There are no clear differences in surgery success with different implants. The success rate is higher if PPV combined surgery is associated to drainage tube in pars plana (49).

  

Cyclodestructive procedures

Diode laser cyclophotocoagulation and cryotherapy have been used when the patient visual function is poor. These procedures reduce the formation of aqueous humor through partial destruction of the ciliary body. Trans-scleral cyclophotocoagulation with diode laser produces less complications, pain and inflammation than cryotherapy. In addition, it exhibits the advantage of greater treatment simplicity. Therefore, the practice of cyclocryotherapy has been virtually discontinued. The most common complications are hyphema and hypotonia. If available, a further option is endoscopic cyclophotocoagulation (50,51).

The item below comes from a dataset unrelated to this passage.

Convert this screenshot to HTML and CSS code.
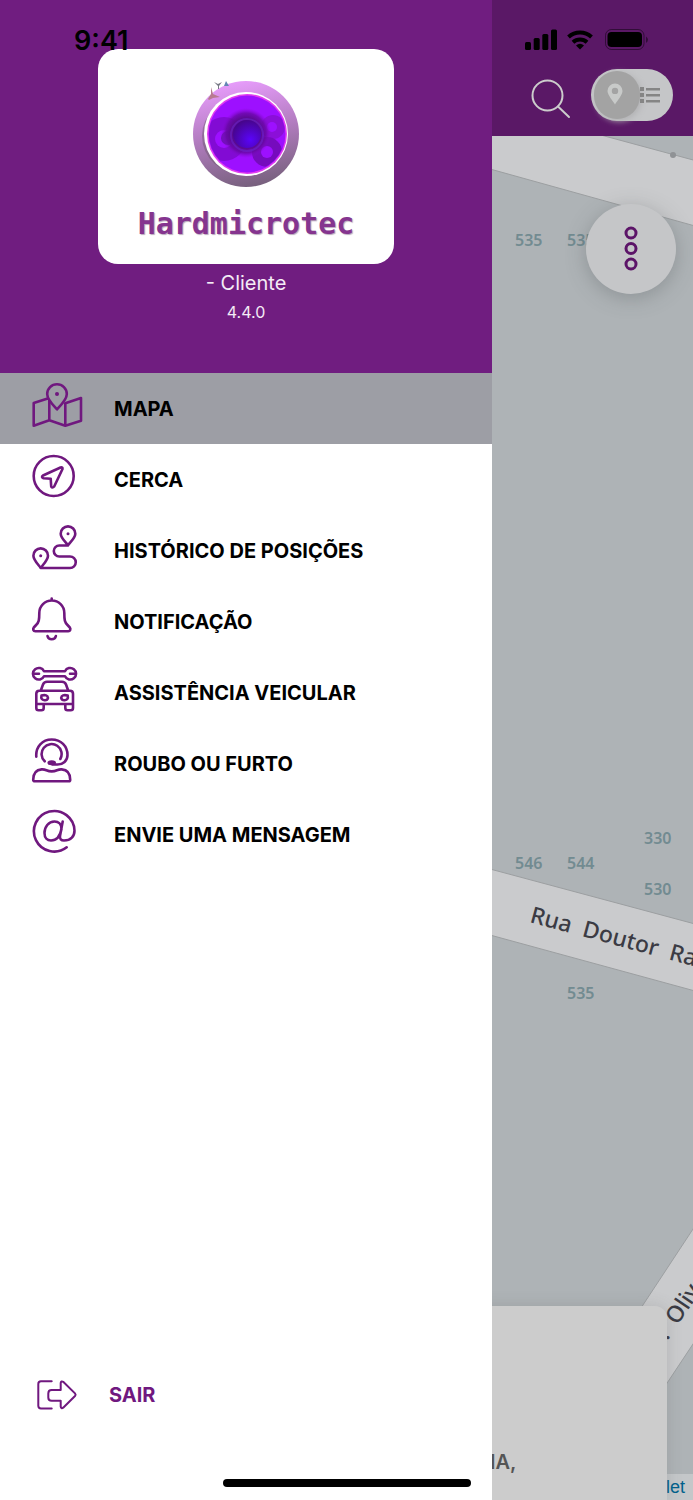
FILE: index.html
```html
<!DOCTYPE html>
<html lang="pt-BR">
<head>
<meta charset="utf-8">
<meta name="viewport" content="width=device-width, initial-scale=1">
<title>Hardmicrotec - Cliente</title>
<link rel="stylesheet" href="styles.css">
</head>
<body>
<div class="screen">
  <aside class="drawer">
    <header class="brand">
      <div class="logo">
        <svg class="emblem" viewBox="0 0 108 108" aria-hidden="true">
          <defs>
            <linearGradient id="rim" x1="0.4" y1="0" x2="0.6" y2="1">
              <stop offset="0" stop-color="#e79cfb"/>
              <stop offset="0.5" stop-color="#b07bbd"/>
              <stop offset="1" stop-color="#76607c"/>
            </linearGradient>
            <radialGradient id="halo">
              <stop offset="0.6" stop-color="#5a0a90"/>
              <stop offset="0.8" stop-color="#6808a4" stop-opacity="0.8"/>
              <stop offset="1" stop-color="#8a0bd8" stop-opacity="0"/>
            </radialGradient>
            <radialGradient id="core" cx="0.62" cy="0.7" r="0.7">
              <stop offset="0" stop-color="#5a04fa"/>
              <stop offset="1" stop-color="#46058c"/>
            </radialGradient>
            <clipPath id="lens"><circle cx="55" cy="54" r="38"/></clipPath>
          </defs>
          <circle cx="54" cy="54" r="53" fill="url(#rim)"/>
          <ellipse cx="52" cy="56" rx="42" ry="39" fill="#6d5a70" opacity="0.5"/>
          <circle cx="54" cy="54" r="42" fill="#fff"/>
          <circle cx="55" cy="54" r="40" fill="#e13df0"/>
          <circle cx="55" cy="54" r="38.500" fill="#9d10ff"/>
          <g clip-path="url(#lens)">
            <circle cx="32" cy="59" r="22" fill="#820bd4"/>
            <circle cx="32" cy="59" r="9" fill="#9d10ff"/>
            <circle cx="81" cy="47" r="12" fill="#8b0fd8"/>
            <circle cx="80" cy="47" r="5" fill="#9d10ff"/>
            <circle cx="75" cy="72" r="15" fill="#760bbd"/>
            <circle cx="75" cy="72" r="6" fill="#9d10ff"/>
            <circle cx="36" cy="58" r="7" fill="#7010b8"/>
          </g>
          <circle cx="54" cy="53" r="25" fill="url(#halo)"/>
          <circle cx="55" cy="55" r="16" fill="none" stroke="#7030e0" stroke-width="2" opacity="0.4"/>
          <circle cx="55" cy="54" r="14" fill="url(#core)"/>
          <path d="M19 7l2 7 7 3-7 1-4 2-1-1 3-5z" fill="#b87a91"/>
          <path d="M22 2l4 2 4-2-3 4v3h-1V6z" fill="#777985"/>
          <path d="M34 1l3 5h-5z" fill="#6386b4"/>
        </svg>
        <div class="wordmark">Hardmicrotec</div>
      </div>
      <div class="product">- Cliente</div>
      <div class="version">4.4.0</div>
    </header>
    <nav class="menu">
      <a class="item selected" href="#mapa">
        <svg class="icon" viewBox="0 0 54 48" aria-hidden="true"><path d="M19.300 17L3.700 22v22.700l15.600-5.400zM19.300 39.300l16 5.400V22.300L51 17v22.700l-15.700 5"/><path class="pin" d="M27 28.300c-3-3.300-9.800-9.300-9.800-15.300a9.800 9.800 0 0 1 19.600 0c0 6-6.800 12-9.800 15.300z"/><circle class="solid" cx="27" cy="13" r="2"/></svg>
        <span>MAPA</span>
      </a>
      <a class="item" href="#cerca">
        <svg class="icon" viewBox="0 0 54 48" aria-hidden="true"><circle cx="23.700" cy="24" r="20"/><path d="M30.500 15.500L13 23.500q-2.200 1.700.5 2.700l7.200.5.500 7.800q1.200 2 3 0L32.500 17q.3-2.200-2-1.500z"/></svg>
        <span>CERCA</span>
      </a>
      <a class="item" href="#historico">
        <svg class="icon" viewBox="0 0 54 48" aria-hidden="true"><path d="M38 22.300c-2-3-7.300-7.300-7.300-11.600a7.300 7.300 0 0 1 14.600 0c0 4.300-5.300 8.600-7.300 11.600zM10.700 45c-2-3-7.300-8-7.300-12.300a7.300 7.300 0 0 1 14.600 0c0 4.300-5.300 9.300-7.300 12.300zM38 22.500h-8.700a5.500 5.500 0 0 0 0 11H40A5.700 5.700 0 0 1 40 45H10.700"/><circle class="solid" cx="38" cy="10.700" r="1.500"/><circle class="solid" cx="10.700" cy="32.700" r="1.500"/></svg>
        <span>HISTÓRICO DE POSIÇÕES</span>
      </a>
      <a class="item" href="#notificacao">
        <svg class="icon" viewBox="0 0 54 48" aria-hidden="true"><path d="M21.700 4.500v2M9.300 19a12.500 12.500 0 0 1 25 0c0 7 .4 9.200 3.200 12l2.300 2.500c1.200 1.700.4 3.700-1.500 3.700h-33c-2 0-2.700-2-1.500-3.700L6.100 31c2.800-2.800 3.200-5 3.200-12zM17.500 42q.8 3.300 4.200 3.300t4.200-3.300"/></svg>
        <span>NOTIFICAÇÃO</span>
      </a>
      <a class="item" href="#assistencia">
        <svg class="icon" viewBox="0 0 54 48" aria-hidden="true"><path d="M14 6.300H35a5.800 5.800 0 1 1 0 4.900H14a5.800 5.800 0 1 1 0-4.900zM4.500 8.700h4.500M40 8.700h4.500M11 25l2-5.500q1-2.800 4-2.800h15q3 0 4 2.800l2 5.500M9.300 25.700h30.700q3 0 3 3v10.300H6.300V28.700q0-3 3-3zM6.300 39v4q0 2.300 2.300 2.300h2.800q2.300 0 2.300-2.300v-4M35.300 39v4q0 2.300 2.300 2.300h3.100q2.300 0 2.300-2.300v-4"/><path d="M11.500 30.500q6-1.500 6.500 2.500-.7 2.500-3.500 2.200-4-.4-3-4.700zM37.700 30.500q-6-1.500-6.500 2.500.7 2.500 3.500 2.200 4-.4 3-4.700z"/></svg>
        <span>ASSISTÊNCIA VEICULAR</span>
      </a>
      <a class="item" href="#roubo">
        <svg class="icon" viewBox="0 0 54 48" aria-hidden="true"><path d="M6.300 20.700C5.500 10.500 12.500 3.500 21.700 3.500S37.500 10 37.500 19c0 6-4.500 9.500-10 9.500h-5M14.700 25.300a10 10 0 1 1 15.600-2.300M5 45.300h34q1.200 0 1.200-1.500 0-9.600-8.500-10.400-2.200-.2-4.700.9-5.300 2.200-10.600 0-2.500-1.100-4.700-.9-8.500.8-8.500 10.400 0 1.500 1.800 1.500z"/><ellipse class="solid" cx="21.700" cy="26.800" rx="4.300" ry="2.500"/></svg>
        <span>ROUBO OU FURTO</span>
      </a>
      <a class="item" href="#mensagem">
        <svg class="icon" viewBox="0 0 54 48" aria-hidden="true"><path d="M36.700 40.300A20.300 20.300 0 1 1 44.500 23.700C44.500 29 41 33.500 34 33.500q-4.500 0-4-4.500L32.700 14.500M31.500 22c0-5-3-7.500-7-7.500-6 0-10 5.500-10 11.500 0 5 2.800 7.500 6.500 7.500 5 0 9-4 10.500-11.500z"/></svg>
        <span>ENVIE UMA MENSAGEM</span>
      </a>
    </nav>
    <button class="logout" type="button">
      <svg class="icon thin" viewBox="0 0 54 48" aria-hidden="true"><path d="M21.700 10.300H11q-2.700 0-2.700 2.700v21.700q0 2.700 2.700 2.700h10.700M30.700 19h-9q-3.400 0-3.400 3.400v4q0 3.400 3.400 3.400h9V35.500q.5 2.500 2.500 1.200L45 25q1.200-1.300 0-2.600L33.200 10.800q-2-1.200-2.500 1.200z"/></svg>
      <span>SAIR</span>
    </button>
  </aside>

  <main class="app">
    <header class="toolbar">
      <button class="search" type="button" aria-label="Buscar">
        <svg viewBox="0 0 40 40" aria-hidden="true"><circle cx="16.500" cy="16.500" r="15"/><path d="M27 27.500L38 38"/></svg>
      </button>
      <button class="view-switch" type="button" aria-label="Alternar mapa e lista">
        <span class="knob">
          <svg viewBox="0 0 16 22" aria-hidden="true"><path fill-rule="evenodd" d="M8 21.500C6 18 .5 12 .5 8a7.500 7.500 0 0 1 15 0c0 4-5.500 10-7.500 13.500zM8 4.700a3.200 3.200 0 1 0 0 6.400a3.200 3.200 0 0 0 0-6.400z"/></svg>
        </span>
        <svg class="list" viewBox="0 0 20 18" aria-hidden="true"><path d="M0 1h4v4H0zM0 7h4v4H0zM0 13h4v4H0zM6 2h14v2.500H6zM6 8h14v2.500H6zM6 14h14v2.500H6z"/></svg>
      </button>
    </header>
    <section class="map">
      <svg class="tiles" viewBox="0 0 201 1364" preserveAspectRatio="xMinYMin slice" role="img" aria-label="Mapa">
        <g class="road">
          <path d="M-2-31L203 24.500V90L-2 33z"/>
          <path d="M-2 733L203 788V855L-2 799z"/>
          <path d="M203 1090L120 1216V1330L203 1205z"/>
        </g>
        <circle cx="181" cy="19" r="3" fill="#8f9295"/>
        <g class="house">
          <text x="23" y="110">535</text>
          <text x="75" y="110">535</text>
          <text x="152" y="708">330</text>
          <text x="23" y="733">546</text>
          <text x="75" y="733">544</text>
          <text x="152" y="759">530</text>
          <text x="75" y="863">535</text>
        </g>
        <text class="street" transform="translate(37 786) rotate(15)">Rua  Doutor  Ra</text>
        <text class="street" transform="translate(169 1214) rotate(-56)">z.  Oliv</text>
      </svg>
      <button class="fab" type="button" aria-label="Mais opções">
        <svg viewBox="0 0 16 48" aria-hidden="true"><circle cx="8" cy="8" r="5"/><circle cx="8" cy="23.500" r="5"/><circle cx="8" cy="39" r="5"/></svg>
      </button>
      <a class="credit" href="#leaflet">let</a>
      <article class="sheet"><p>IA,</p></article>
    </section>
  </main>

  <div class="status">
    <span class="clock">9:41</span>
    <svg class="signals" viewBox="0 0 124 24" aria-hidden="true">
      <rect x="0" y="14" width="6" height="8" rx="1.500"/><rect x="8.700" y="10" width="6" height="12" rx="1.500"/><rect x="17.300" y="6" width="6" height="16" rx="1.500"/><rect x="26" y="1.500" width="6" height="20.500" rx="1.500"/>
      <g class="wave"><path d="M43.500 9a17 17 0 0 1 23 0M48 14.200a10.500 10.500 0 0 1 14 0"/></g>
      <path d="M51 17.500q4-3.600 8 0l-4 4z"/>
      <rect x="80.500" y="1.500" width="38.500" height="20" rx="6" fill="none" stroke="#000" stroke-opacity="0.45"/>
      <rect x="82.500" y="4" width="34.500" height="15" rx="4"/>
      <path d="M121 8.500q4 3 0 6.500z" opacity="0.45"/>
    </svg>
  </div>
  <div class="home-bar"></div>
</div>
</body>
</html>
```
FILE: styles.css
```css
:root {
  --purple: #701d80;
  --icon: #70187f;
  --selected: #9d9ea5;
  --ui: Inter, "Liberation Sans", sans-serif;
}

* { box-sizing: border-box; }

body {
  margin: 0;
  font-family: var(--ui);
  color: #000;
}

button {
  border: 0;
  padding: 0;
  background: none;
  font: inherit;
  color: inherit;
}

svg { display: block; }

.screen {
  position: relative;
  display: grid;
  grid-template-columns: 71fr 29fr;
  min-height: 100vh;
  overflow: hidden;
}

.drawer {
  display: flex;
  flex-direction: column;
  background: #fff;
}

.brand {
  display: flex;
  flex-direction: column;
  align-items: center;
  padding: 49px 20px 49px;
  background: var(--purple);
  color: #f4ecf6;
}

.logo {
  display: flex;
  flex-direction: column;
  align-items: center;
  width: 296px;
  max-width: 100%;
  padding: 31px 0 22px;
  border-radius: 20px;
  background: #fff;
}

.emblem { width: 108px; height: 108px; }

.wordmark {
  margin-top: 18px;
  font: 700 30px/36px "DejaVu Sans Mono", monospace;
  color: #85358f;
  text-shadow: 1px 1px 1px #b9a9bc;
}

.product {
  margin-top: 5px;
  font-size: 20px;
  line-height: 28px;
}

.version {
  margin-top: 3px;
  font-size: 16px;
  line-height: 24px;
}

.menu { flex: 1; }

.item,
.logout {
  display: flex;
  align-items: center;
  font-size: 20px;
  font-weight: 700;
  text-decoration: none;
}

.item {
  gap: 30px;
  height: 71px;
  padding-left: 30px;
  color: #000;
}

.item.selected { background: var(--selected); }

.icon {
  width: 54px;
  height: 48px;
  fill: none;
  stroke: var(--icon);
  stroke-width: 2.6;
  stroke-linecap: round;
  stroke-linejoin: round;
}

.item .icon { margin-bottom: 7px; }

.icon.thin { stroke-width: 2; }

.icon .solid { fill: var(--icon); stroke: none; }

.icon .pin { fill: var(--selected); }

.logout {
  gap: 25px;
  margin: 0 0 81px 30px;
  color: var(--icon);
}

.app {
  display: flex;
  flex-direction: column;
  min-width: 0;
}

.toolbar {
  display: flex;
  align-items: center;
  justify-content: flex-end;
  gap: 20px;
  height: 136px;
  padding: 54px 20px 0 0;
  background: #5a1866;
}

.search svg {
  width: 40px;
  height: 40px;
  margin-top: 8px;
  fill: none;
  stroke: #cccccc;
  stroke-width: 2;
  stroke-linecap: round;
}

.view-switch {
  display: flex;
  align-items: center;
  width: 82px;
  height: 52px;
  padding-left: 3px;
  border-radius: 26px;
  background: #c5c6c8;
}

.knob {
  display: grid;
  place-items: center;
  width: 46px;
  height: 48px;
  border-radius: 24px;
  background: #a3a3a3;
  box-shadow: 2px 2px 6px #b2b2b4;
}

.knob svg { width: 16px; height: 22px; margin: 0 5px 2px 0; fill: #c8cac9; }

.list { width: 20px; height: 18px; fill: #858585; }

.map {
  position: relative;
  flex: 1;
  overflow: hidden;
  background: #aeb3b6;
}

.tiles {
  position: absolute;
  inset: 0;
  width: 100%;
  height: 100%;
}

.road { fill: #cacbcd; stroke: #9c9fa1; stroke-width: 1; }

.house { font: 600 16px "Noto Sans", sans-serif; fill: #728b91; }

.street {
  font: 500 23px "Noto Sans", sans-serif;
  fill: #3b3b44;
  white-space: pre;
}

.fab {
  position: absolute;
  top: 68px;
  right: 17px;
  display: grid;
  place-items: center;
  width: 90px;
  height: 90px;
  border-radius: 50%;
  background: #c5c6c8;
  box-shadow: 0 4px 20px rgba(80, 85, 90, 0.35);
}

.fab svg {
  width: 16px;
  height: 48px;
  fill: none;
  stroke: #5c1468;
  stroke-width: 3;
}

.sheet {
  position: absolute;
  left: -24px;
  right: 26px;
  bottom: 0;
  padding: 143px 22px 24px;
  border-radius: 12px 12px 0 0;
  background: #cccccc;
  box-shadow: 0 0 16px rgba(90, 90, 90, 0.2);
}

.sheet p {
  margin: 0;
  font-size: 20px;
  font-weight: 600;
  line-height: 27px;
  color: #555;
}

.credit {
  position: absolute;
  right: 0;
  bottom: 0;
  padding: 0 8px 0 20px;
  background: #c4c7c9;
  color: #00618c;
  font: 18px/26px "Liberation Sans", sans-serif;
  text-decoration: none;
}

.status {
  position: absolute;
  inset: 24px 0 auto 0;
  display: flex;
  justify-content: space-between;
  align-items: center;
  height: 32px;
  padding: 0 44px 0 74px;
  pointer-events: none;
}

.clock { font-size: 27px; font-weight: 600; }

.signals { width: 124px; height: 24px; }

.wave { fill: none; stroke: #000; stroke-width: 4; }

.home-bar {
  position: absolute;
  bottom: 13px;
  left: 50%;
  width: 248px;
  height: 8px;
  margin-left: -124px;
  border-radius: 4px;
  background: #000;
}
```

The possibility of phthisis bulbi should not be discarded. It appears more frequently with cyclo-cryotherapy and when utilizing the Nd:YAG laser instead of diode laser for cyclophotocoagulation. However, as the natural course of the disease evolves in many cases towards phthisis bulbi, it is difficult to assess the extent in which the procedure influences the development of this complication (9).

The use of cyclophotocoagulation associated to anti-VEGF increases the reducing effect of IOP and diminishes neovascularization (52).

  

Palliative surgery in blind eye with pain

With the use of cyclophotocoagulation, nowadays it is rarely necessary to apply more aggressive procedures such as retrobulbar alcohol injection, evisceration or enucleation (9).

  

CONCLUSIONS

In this updated review on NVG we have endeavored to combine existing knowledge with the latest advances in anti-VEGF therapy. The protocols proposed in this review are based on scientific evidence and our own experience, and we believe that the application thereof in the treatment of NVG could improve its prognosis.